Climate change is no longer advancing at the same pace. A study published in early March shows that global temperatures have surged since 2015. By analyzing several decades of climate data, researchers demonstrate that the planet is warming now at an unprecedented rate, bringing the world dangerously close to the Paris Agreement’s critical 1.5°C threshold.
Acceleration of Global Warming Confirmed by a Study
On March 6, 2026, an international team of researchers published a scientific study in the journal Geophysical Research Letters(1) showing that global warming has accelerated over the past decade. The scientists analyzed several global temperature series to assess the true long-term evolution of the climate.
To conduct this analysis, they used five major international climate databases, including those from NASA, NOAA, Berkeley Earth, HadCRUT, and the European ERA5 system, according to Carbon Brief(2). These series span temperature observations dating back to the late 19th century.
The results indicate a clear break in the recent trend. Over the past ten years, the planet has warmed at roughly 0.35°C per decade (about 0.63°F per decade), compared with about 0.20°C per decade (0.36°F) between 1970 and 2015. In other words, the speed of warming has nearly doubled. For the study’s authors, this is the fastest rate observed since the start of modern instrumental records, which date back to around 1880, according to the Potsdam Institute for Climate Impact Research.
L one of the authors, climatologist Grant Foster, emphasizes the robustness of the observed signal. “We can now demonstrate a pronounced acceleration of global warming since about 2015 with high statistical significance,” he explains.
How Scientists Isolated the Acceleration
To reach this conclusion, the researchers used a statistical method designed to isolate human-caused warming.

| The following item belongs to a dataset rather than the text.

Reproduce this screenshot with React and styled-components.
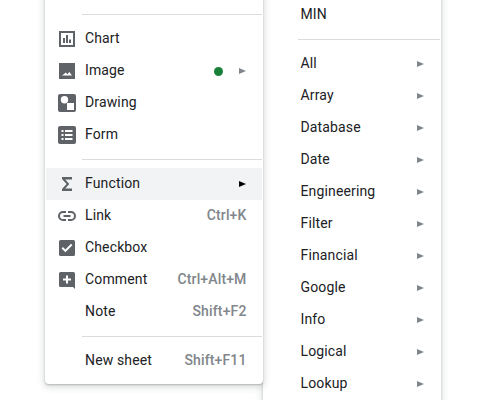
import React from "react";
import styled, { createGlobalStyle } from "styled-components";

const Global = createGlobalStyle`
  html, body { margin: 0; background: #fff; }
  body { font-family: Roboto, "Liberation Sans", sans-serif; }
`;
const Page = styled.div`
  display: flex;
  align-items: flex-start;
  height: 400px;
  padding-left: 45px;
  overflow: hidden;
`;
const Menu = styled.div`
  flex: none;
  box-sizing: border-box;
  width: ${(p) => p.$width}px;
  margin-top: -20px;
  padding: ${(p) => p.$top}px 1px ${(p) => p.$bottom}px;
  background: #fff;
  border-radius: 0 0 4px 4px;
  box-shadow: 0 2px 6px 2px rgba(60, 64, 67, 0.15), 0 1px 2px rgba(60, 64, 67, 0.3);
  z-index: ${(p) => p.$z};
`;
const Row = styled.div`
  display: flex;
  align-items: center;
  height: 32px;
  padding: 0 16px 0 ${(p) => p.$inset}px;
  background: ${(p) => (p.$active ? "#f1f3f4" : "transparent")};
  color: #202124;
  font-size: 14px;
  letter-spacing: 0.14px;
`;
const IconSlot = styled.span`
  flex: none;
  width: 24px;
  height: 24px;
  margin-right: 6px;
  color: #5f6368;
  svg { display: block; }
`;
const Blank = styled.span`
  flex: none;
  width: 30px;
`;
const Label = styled.span`
  flex: 1;
  padding-bottom: 2px;
  white-space: nowrap;
`;
const Shortcut = styled.span`
  margin-right: -0.5px;
  padding-bottom: 2px;
  color: #80868b;
  font-weight: 500;
  letter-spacing: 0.14px;
  white-space: nowrap;
`;
const Dot = styled.span`
  width: 9px;
  height: 9px;
  margin: 0 16.5px 0 0;
  border-radius: 50%;
  background: #188038;
`;
const Arrow = styled.span`
  width: 0;
  height: 0;
  border-style: solid;
  border-width: 3.5px 0 3.5px 7.5px;
  border-color: transparent transparent transparent ${(p) => (p.$active ? "#000" : "#80868b")};
`;
const Separator = styled.div`
  height: 1px;
  margin: 8px 0 8px ${(p) => p.$inset}px;
  background: #dadce0;
`;

const Svg = ({ children }) => (
  <svg width="24" height="24" viewBox="0 1 24 24" fill="currentColor">{children}</svg>
);
const icons = {
  chart: (
    <Svg>
      <path fillRule="evenodd" d="M4 5h16v16H4zM6 7v12h12V7z" />
      <path d="M8 12h2v5H8zM11 9h2v8h-2zM14 13.500h2V17h-2z" />
    </Svg>
  ),
  image: (
    <Svg>
      <path fillRule="evenodd" d="M4 5h16v16H4zM7 17.500h10l-2.600-3.600-2 2.300-1.500-1.600z" />
    </Svg>
  ),
  drawing: (
    <Svg>
      <path fillRule="evenodd" d="M5 4h14a2 2 0 0 1 2 2v14a2 2 0 0 1-2 2H5a2 2 0 0 1-2-2V6a2 2 0 0 1 2-2zM9.500 6a3.700 3.700 0 1 0 0 7.400 3.700 3.700 0 0 0 0-7.400zM12 13v7h7v-7z" />
    </Svg>
  ),
  form: (
    <Svg>
      <path fillRule="evenodd" d="M5 4h14a2 2 0 0 1 2 2v14a2 2 0 0 1-2 2H5a2 2 0 0 1-2-2V6a2 2 0 0 1 2-2zM6.500 8v2h2V8zM10 8v2h7.500V8zM6.500 12v2h2v-2zM10 12v2h7.500v-2zM6.500 16v2h2v-2zM10 16v2h7.500v-2z" />
    </Svg>
  ),
  sigma: (
    <Svg>
      <path d="M7 6h10v2.500h-6.700l4 4.500-4 4.500H17V20H7v-2l4.600-5L7 8z" />
    </Svg>
  ),
  link: (
    <Svg>
      <path d="M5 13a3.100 3.100 0 0 1 3.100-3.100H11V8H8a5 5 0 0 0 0 10h3v-1.900H8.100A3.100 3.100 0 0 1 5 13zm3.500 1h7v-2h-7zM16 8h-3v1.900h2.900a3.100 3.100 0 0 1 0 6.200H13V18h3a5 5 0 0 0 0-10z" />
    </Svg>
  ),
  checkbox: (
    <Svg>
      <path fillRule="evenodd" d="M5.500 5h13A1.500 1.500 0 0 1 20 6.500v13a1.500 1.500 0 0 1-1.500 1.500h-13A1.500 1.500 0 0 1 4 19.500v-13A1.500 1.500 0 0 1 5.500 5zM10.400 17.200l7-7-1.400-1.400-5.600 5.600-2.400-2.400-1.400 1.400z" />
    </Svg>
  ),
  comment: (
    <Svg>
      <path fillRule="evenodd" d="M5.500 5h13A1.500 1.500 0 0 1 20 6.500V22l-2-2H5.500A1.500 1.500 0 0 1 4 18.500v-12A1.500 1.500 0 0 1 5.500 5zM11 8.500V11.500H8v2h3v3h2v-3h3v-2h-3v-3z" />
    </Svg>
  ),
};

const leftA = [
  { icon: "chart", label: "Chart" },
  { icon: "image", label: "Image", dot: true, arrow: true },
  { icon: "drawing", label: "Drawing" },
  { icon: "form", label: "Form" },
];
const leftB = [
  { icon: "sigma", label: "Function", arrow: true, active: true },
  { icon: "link", label: "Link", key: "Ctrl+K" },
  { icon: "checkbox", label: "Checkbox" },
  { icon: "comment", label: "Comment", key: "Ctrl+Alt+M" },
  { label: "Note", key: "Shift+F2" },
];
const categories = ["All", "Array", "Database", "Date", "Engineering", "Filter", "Financial", "Google", "Info", "Logical", "Lookup"];

const LeftRow = ({ item }) => (
  <Row $inset={9} $active={item.active}>
    {item.icon ? <IconSlot>{icons[item.icon]}</IconSlot> : <Blank />}
    <Label>{item.label}</Label>
    {item.dot && <Dot />}
    {item.key && <Shortcut>{item.key}</Shortcut>}
    {item.arrow && <Arrow $active={item.active} />}
  </Row>
);

export default function App() {
  return (
    <Page>
      <Global />
      <Menu $width={218} $top={26} $bottom={7} $z={2}>
        <Separator $inset={36} />
        {leftA.map((i) => <LeftRow key={i.label} item={i} />)}
        <Separator $inset={36} />
        {leftB.map((i) => <LeftRow key={i.label} item={i} />)}
        <Separator $inset={36} />
        <LeftRow item={{ label: "New sheet", key: "Shift+F11" }} />
      </Menu>
      <Menu $width={178} $top={19} $bottom={8} $z={1}>
        <Row $inset={36.5}><Label>MIN</Label></Row>
        <Separator $inset={34} />
        {categories.map((c) => (
          <Row $inset={36.5} key={c}>
            <Label>{c}</Label>
            <Arrow />
          </Row>
        ))}
      </Menu>
    </Page>
  );
}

Indeed, global temperatures also fluctuate naturally due to phenomena such as El Niño, volcanic eruptions, or fluctuations in solar activity.
The scientists therefore removed these natural influences from the climate data to better reveal the underlying trend. Grant Foster notes that the objective was to reduce what climate scientists call “climate noise.” “We filter out the known natural influences in the observational data to reduce the noise and make the long-term warming signal more visible,” he explains, according to the Potsdam Institute. This method helps to better distinguish the effect of human greenhouse gas emissions on the planet’s global temperature.
Global Warming: A Record-Breaking Decade for the Planet
This acceleration comes within a climate context that is already deeply concerning. The past years have been marked by a string of global heat records. According to Time, the ten hottest years on record all date from 2015 onward. The year 2024 even surpassed the 1.5°C mark above pre-industrial levels on an annual average, though this single-year overshoot does not yet constitute a sustained crossing of the Paris Agreement threshold.
Today, the planet has already warmed by about 1.4°C (approximately 2.5°F) above the pre-industrial era, reports The Guardian.(3) Several climate scientists now estimate that a recent acceleration in warming is detectable in the data. “There is now broad agreement that an acceleration in warming has been detected in recent years,” explains climatologist Zeke Hausfather.
One of the major implications of this acceleration concerns the Paris Agreement’s central goal: limiting warming to 1.5°C (2.7°F). If the pace observed over the past decade continues, a sustained crossing of this threshold could occur before the end of the decade. According to the estimates presented in the study, some databases suggest crossing as early as 2026, while others place this moment between 2028 and 2029, according to Carbon Brief.